Nanoindentation has evolved to be a powerful means of characterizing mechanical properties through analysis of the load-depth curve obtained during nano-scale indentation. This presentation describes the nanoindentation using the depth-sensing technique for the characterization of the nano-structure. A molecular statics approach that is computationally efficient and can better reflect the physical reality during simulation will be introduced. With this approach, the mechanism of the elasto-plastic deformation can be examined more easily without the fluctuant motion of atoms. The simulation results show that the microscopic plastic deformation in the nano-scale thin film during indentation is caused by the instability of the crystalline structure. Homogeneous dislocation nucleation, glide and reactions are observed by virtue of slip vector analysis.

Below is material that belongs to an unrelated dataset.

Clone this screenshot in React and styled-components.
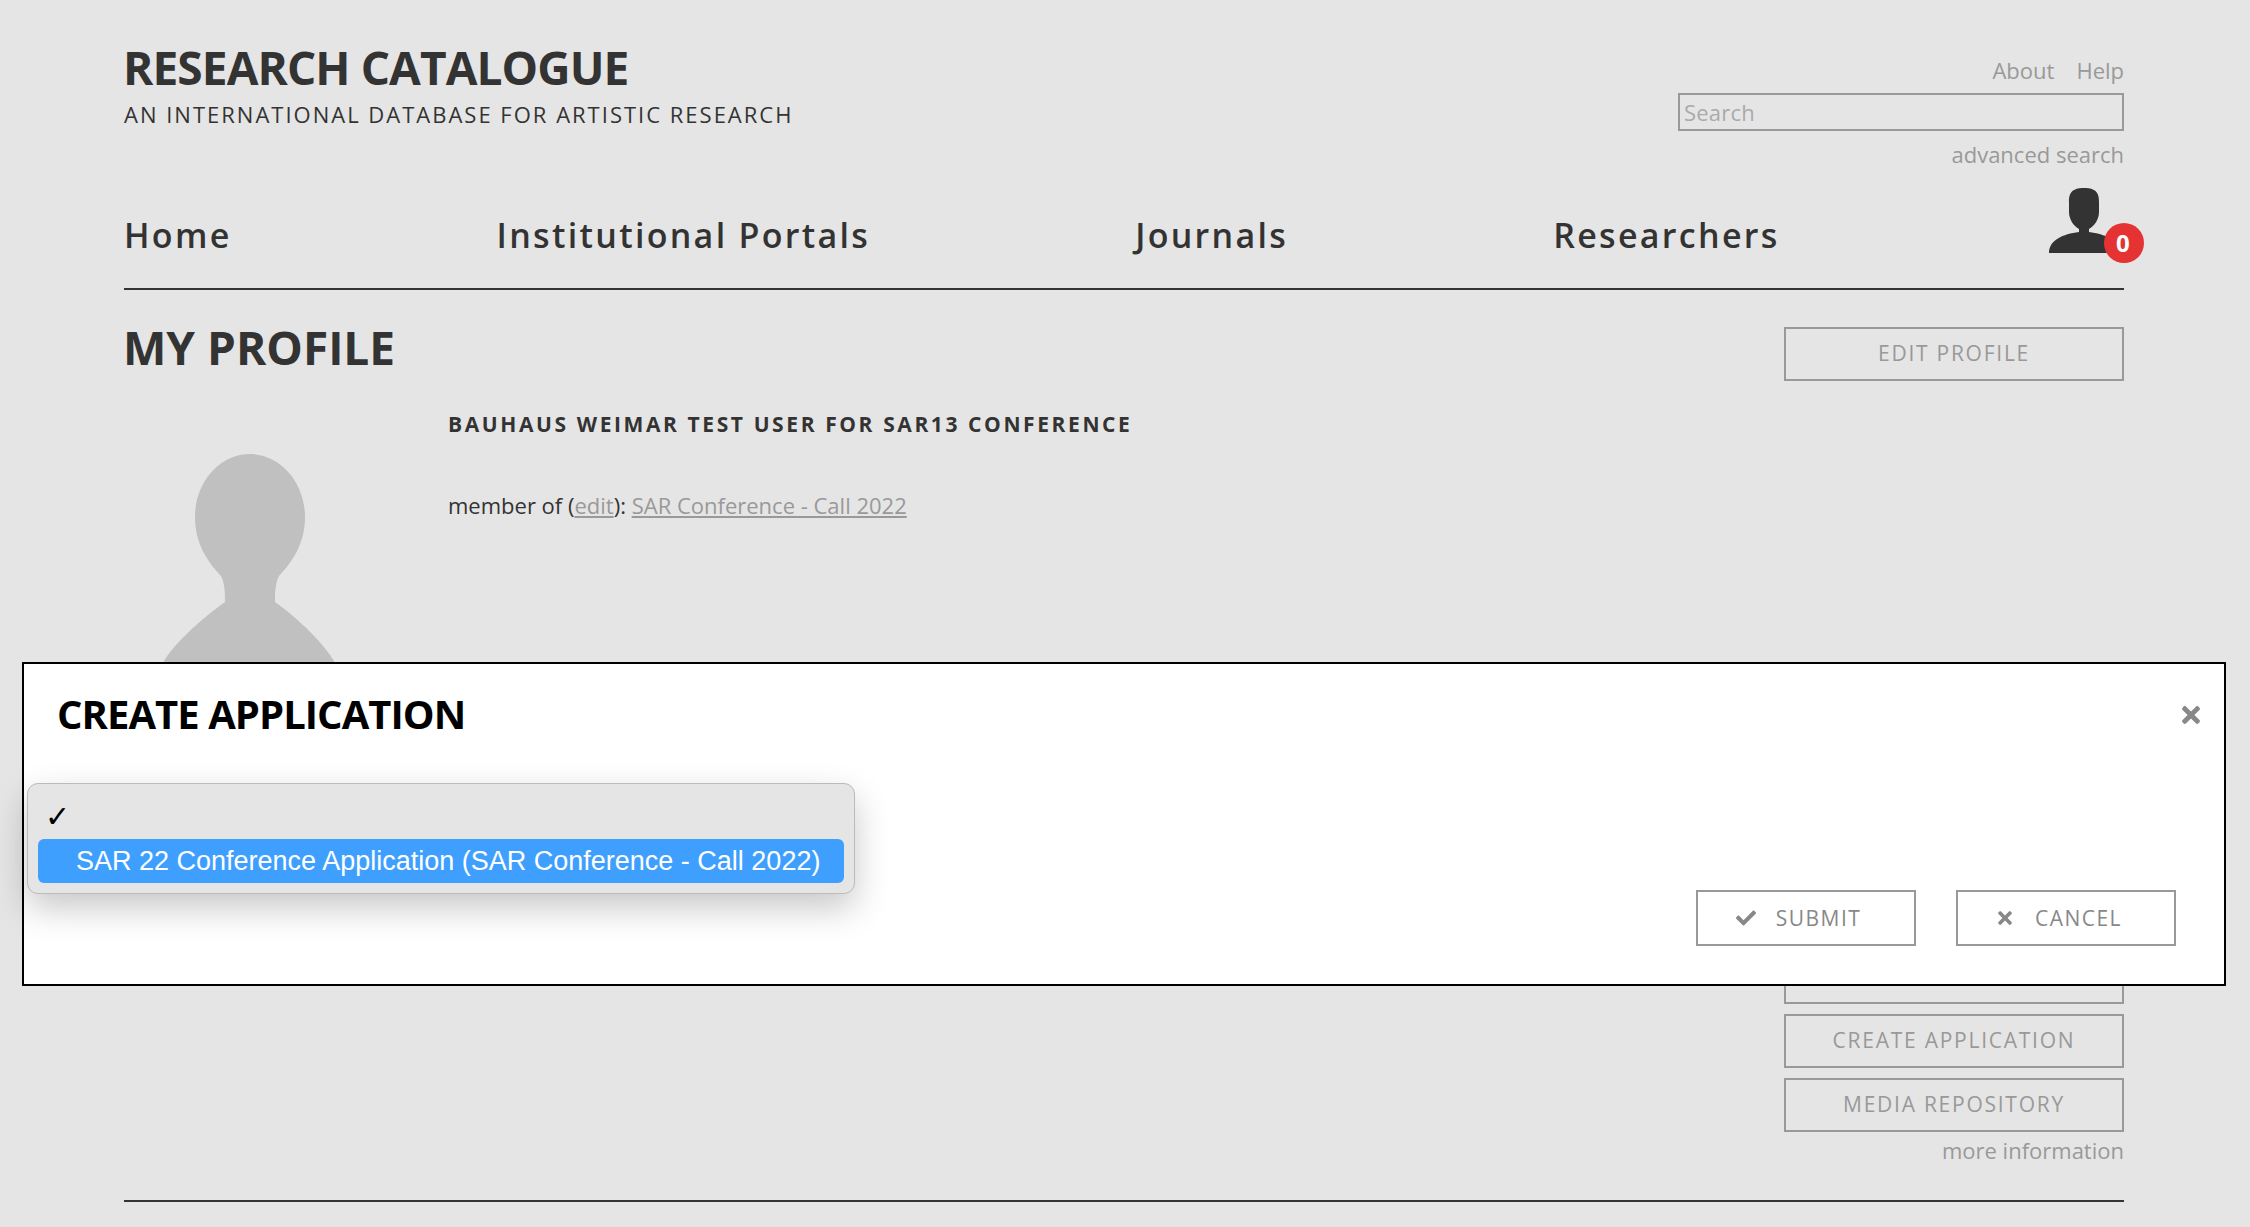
import styled, { createGlobalStyle } from "styled-components";
import { FaCheck, FaTimes } from "react-icons/fa";

const GlobalStyle = createGlobalStyle`
  html, body {
    margin: 0;
    padding: 0;
    background: #e5e5e5;
    font-family: "Open Sans", "Liberation Sans", sans-serif;
  }
`;

const Page = styled.div`
  position: relative;
  width: 2250px;
  height: 1227px;
  padding: 0 126px 0 124px;
  box-sizing: border-box;
  overflow: hidden;
  color: #333;
`;

const Masthead = styled.header`
  display: flex;
  justify-content: space-between;
  height: 170px;
`;

const Brand = styled.div`
  padding-top: 39px;
`;

const SiteTitle = styled.h1`
  margin: 0 0 0 -1px;
  font-size: 46px;
  line-height: 56px;
  font-weight: 700;
  font-stretch: 88%;
  letter-spacing: -0.9px;
`;

const Tagline = styled.div`
  margin-top: 4px;
  font-size: 22px;
  line-height: 30px;
  letter-spacing: 2px;
`;

const SearchBox = styled.div`
  width: 446px;
  padding-top: 55px;
  display: flex;
  flex-direction: column;
  align-items: flex-end;
  color: #999;
  font-size: 22px;
`;

const TopLinks = styled.div`
  display: flex;
  gap: 22px;
  line-height: 30px;
  height: 38px;
`;

const SearchInput = styled.div`
  width: 100%;
  height: 38px;
  box-sizing: border-box;
  border: 2px solid #999;
  padding-left: 4px;
  line-height: 34px;
  letter-spacing: 0.2px;
  color: #aaa;
`;

const AdvancedLink = styled.div`
  margin-top: 8px;
  line-height: 30px;
`;

const NavBar = styled.nav`
  position: relative;
  display: flex;
  gap: 265px;
  height: 120px;
  box-sizing: border-box;
  border-bottom: 2px solid #333;
  padding-top: 42px;
  font-size: 34px;
  line-height: 46px;
  font-weight: 600;
  letter-spacing: 2.3px;
`;

const Bell = styled.div`
  position: absolute;
  right: -20px;
  top: 18px;
  width: 95px;
  height: 72px;
`;

const Badge = styled.span`
  position: absolute;
  right: 0;
  bottom: -3px;
  width: 40px;
  height: 40px;
  border-radius: 50%;
  background: #e53333;
  color: #fff;
  font-size: 24px;
  font-weight: 700;
  line-height: 40px;
  text-align: center;
`;

const Profile = styled.main`
  display: flex;
  height: 912px;
  box-sizing: border-box;
  border-bottom: 2px solid #333;
`;

const ProfileLeft = styled.div`
  flex: 1;
`;

const PageTitle = styled.h2`
  margin: 0 0 0 -1px;
  padding-top: 27px;
  font-size: 46px;
  line-height: 60px;
  font-weight: 700;
  font-stretch: 88%;
`;

const ProfileRow = styled.div`
  display: flex;
  margin-top: 32px;
`;

const AvatarCol = styled.div`
  width: 324px;
  padding: 45px 0 0 40px;
  box-sizing: border-box;
`;

const UserName = styled.div`
  font-size: 21px;
  line-height: 30px;
  font-weight: 700;
  letter-spacing: 2.6px;
`;

const Membership = styled.div`
  margin-top: 51px;
  font-size: 22px;
  line-height: 30px;

  a {
    color: #999;
    text-decoration: underline;
  }
`;

const Actions = styled.aside`
  width: 340px;
  padding-top: 37px;
  display: flex;
  flex-direction: column;
  gap: 10px;
`;

const GhostButton = styled.div`
  height: 54px;
  box-sizing: border-box;
  border: 2px solid #999;
  color: #999;
  font-size: 21px;
  line-height: 48px;
  letter-spacing: 1.75px;
  text-align: center;
  margin-bottom: ${(p) => p.$after || 0}px;
`;

const MoreInfo = styled.div`
  margin-top: -7px;
  color: #999;
  font-size: 22px;
  line-height: 30px;
  text-align: right;
`;

const Modal = styled.section`
  position: absolute;
  left: 22px;
  top: 662px;
  width: 2204px;
  height: 324px;
  box-sizing: border-box;
  border: 2px solid #000;
  background: #fff;
  color: #000;
`;

const ModalTitle = styled.h2`
  margin: 0;
  padding: 24px 0 0 33px;
  font-size: 40px;
  line-height: 52px;
  font-weight: 700;
  font-stretch: 88%;
  letter-spacing: -0.95px;
`;

const CloseIcon = styled.span`
  position: absolute;
  right: 20px;
  top: 38px;
  color: #888;
  font-size: 26px;
  line-height: 1;
`;

const ModalFooter = styled.div`
  position: absolute;
  right: 48px;
  bottom: 38px;
  display: flex;
  gap: 40px;
`;

const ModalButton = styled.div`
  width: 220px;
  height: 56px;
  box-sizing: border-box;
  border: 2px solid #999;
  padding-right: 15px;
  display: flex;
  align-items: center;
  justify-content: center;
  gap: 20px;
  color: #888;
  font-size: 21px;
  letter-spacing: 1.5px;

  svg {
    font-size: 20px;
  }
`;

const SelectMenu = styled.div`
  position: absolute;
  left: 3px;
  top: 119px;
  width: 828px;
  height: 111px;
  box-sizing: border-box;
  padding: 11px 10px;
  border: 1px solid #bbb;
  border-radius: 11px;
  background: #e5e5e5;
  box-shadow: 0 14px 34px rgba(0, 0, 0, 0.22);
  font-family: "Liberation Sans", Arial, sans-serif;
`;

const Tick = styled.div`
  height: 44px;
  padding-left: 7px;
  font-size: 30px;
  line-height: 44px;
  color: #000;
`;

const Option = styled.div`
  height: 44px;
  padding-left: 38px;
  border-radius: 6px;
  background: #3f9fff;
  color: #fff;
  font-size: 27px;
  line-height: 44px;
  white-space: nowrap;
`;

function PersonIcon() {
  return (
    <svg width="70" height="65" viewBox="0 0 70 65">
      <path
        fill="#333"
        d="M35 0C22 0 20 6 20 14V24C20 32 25 38 30 41V44C14 46 0 52 0 65H70C70 52 56 46 40 44V41C45 38 50 32 50 24V14C50 6 48 0 35 0Z"
      />
    </svg>
  );
}

function Silhouette() {
  return (
    <svg width="170" height="260" viewBox="0 0 170 260">
      <path
        fill="#c0c0c0"
        d="M86 0C116 0 141 28 141 63C141 90 128 108 115 122C111 130 111 140 111 148C135 165 160 190 170 207V260H0V207C10 190 37 165 61 148C61 140 61 130 57 122C44 108 31 90 31 63C31 28 56 0 86 0Z"
      />
    </svg>
  );
}

export default function App() {
  return (
    <Page>
      <GlobalStyle />
      <Masthead>
        <Brand>
          <SiteTitle>RESEARCH CATALOGUE</SiteTitle>
          <Tagline>AN INTERNATIONAL DATABASE FOR ARTISTIC RESEARCH</Tagline>
        </Brand>
        <SearchBox>
          <TopLinks>
            <span>About</span>
            <span>Help</span>
          </TopLinks>
          <SearchInput>Search</SearchInput>
          <AdvancedLink>advanced search</AdvancedLink>
        </SearchBox>
      </Masthead>
      <NavBar>
        <span>Home</span>
        <span>Institutional Portals</span>
        <span>Journals</span>
        <span>Researchers</span>
        <Bell>
          <PersonIcon />
          <Badge>0</Badge>
        </Bell>
      </NavBar>
      <Profile>
        <ProfileLeft>
          <PageTitle>MY PROFILE</PageTitle>
          <ProfileRow>
            <AvatarCol>
              <Silhouette />
            </AvatarCol>
            <div>
              <UserName>BAUHAUS WEIMAR TEST USER FOR SAR13 CONFERENCE</UserName>
              <Membership>
                member of (<a>edit</a>): <a>SAR Conference - Call 2022</a>
              </Membership>
            </div>
          </ProfileRow>
        </ProfileLeft>
        <Actions>
          <GhostButton $after={559}>EDIT PROFILE</GhostButton>
          <GhostButton />
          <GhostButton>CREATE APPLICATION</GhostButton>
          <GhostButton>MEDIA REPOSITORY</GhostButton>
          <MoreInfo>more information</MoreInfo>
        </Actions>
      </Profile>
      <Modal>
        <ModalTitle>CREATE APPLICATION</ModalTitle>
        <CloseIcon>
          <FaTimes />
        </CloseIcon>
        <SelectMenu>
          <Tick>✓</Tick>
          <Option>SAR 22 Conference Application (SAR Conference - Call 2022)</Option>
        </SelectMenu>
        <ModalFooter>
          <ModalButton>
            <FaCheck />
            SUBMIT
          </ModalButton>
          <ModalButton>
            <FaTimes />
            CANCEL
          </ModalButton>
        </ModalFooter>
      </Modal>
    </Page>
  );
}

The validity of strain-gradient theory and applicability of the Oliver-Pharr method representing elastic-plastic continuum contact model are also examined. Moreover, the applications of nano mechanics and nanoindentation technique to the investigation of nanotubes, nanowires and bio-materials will be discussed.
-
14:05–14:25
Investigation of Chromium Carbide/Alumina Nano-composite Prepared via MOCVD in Fluidized Bed
Hao-Tung Lin , Jow-Lay Huang*,
Department of Materials Science and Engineering, National Cheng-Kung University, Tainan 701, Taiwan, ROC
Nanoscaled Cr2O3 powder with an average particle size of 20~40 nm, coated on alumina particles, has been produced by means of chemical vapor deposition (CVD) in a fluidized chamber, using the pyrolysis of Cr(CO)6 precursor. The precursor decomposed and formed the mixture of CrC1-x, Cr2O3, and free carbon on the surface of the Al2O3 particles when paralyzed in fluidized bed. Amorphous and crystalline Cr2O3 particles were obtained when the temperature of the pyrolysis were 300oC and 400 oC, respectively. The particles of decomposed Cr(CO)6 treated at temperatures from 700 oC to 1000 oC in the graphite furnace in a vacuum were not carbonized until at 1150 oC. Amorphous Cr2O3 powder were carbonized and transformed into Cr3C2, while the crystalline Cr2O3 was transformed into a mixture of Cr7C3 and Cr3C2 under same thermal treatment. As Cr2O3 react with Al2O3 to form a solid solution and also it react with carbon to transform into chromium carbide, solid solution (Cr2O3 / Al2O3), Cr3C2, and Cr7C3 were formed in this study. Combination of solid solution and nanosized 2nd phase reinforced were used for strengthening Al2O3 base composites. From the observation in the microstructure of these high pressed specimens, the nanosized Cr-carbide particles disperse uniformly on the Al2O3 grain boundaries and it can strengthen Al2O3 matrix and suppress its grain growth. Comparing with the monolithic alumina, the mechanical properties of these nano-composites such as flexible strength and toughness significantly improved.
-
14:25–14:45
The Tensile Properties of Single-wall Carbon Nanotubes
Weiqiang Ding1, Mingyuan Huang2, James Hone2, Rodney S. Ruoff3
1Department of Mechanical and Aeronautical Engineering, Clarkson University, Potsdam, NY, 13676-5725
2Department of Mechanical Engineering, Columbia University, New York, NY, 10027
3Department of Mechanical Engineering, Northwestern University, Evanston, IL, 60201
Nanoscale tensile tests were performed on individual single-wall carbon nanotubes (SWCNTs) with a custom-made nanomanipulator inside the vacuum chamber of a scanning electron microscope (SEM). Freely-suspended individual SWCNTs were clamped to an atomic force microscope (AFM) cantilever probe with the electron beam induced deposition (EBID) method, and were loaded in tension until fracture. The AFM cantilever served as the force-sensing element. The applied tensile load was increased in discrete steps, and an SEM image was taken at each step. From image analysis the cantilever deflection and the nanotube elongation were obtained, and the tensile load and the strain were calculated. The diameter and chirality of each SWCNT were characterized with a Rayleigh scattering method prior to the test, and the tensile stress in the nanotube was calculated. A stress/strain curve was thus obtained, from which the fracture strength, failure strain, and elastic modulus of each SWCNT were obtained. In 9 samples the SWCNTs after loading to some value, slipped at the clamp on the AFM tip—a rather interesting result, but not allowing for study of fracture of these samples; the measured maximum tensile stress is only a lower bound of the true fracture strength. For the 13 SWCNTs tested that could be fractured failure always occurred at the EBID clamps, possibly due to stress concentration at the clamps or perhaps due to damage that might occur during EBID clamp formation; further study of these issues is indicated. The measured fracture strength values were 20 - 60 GPa.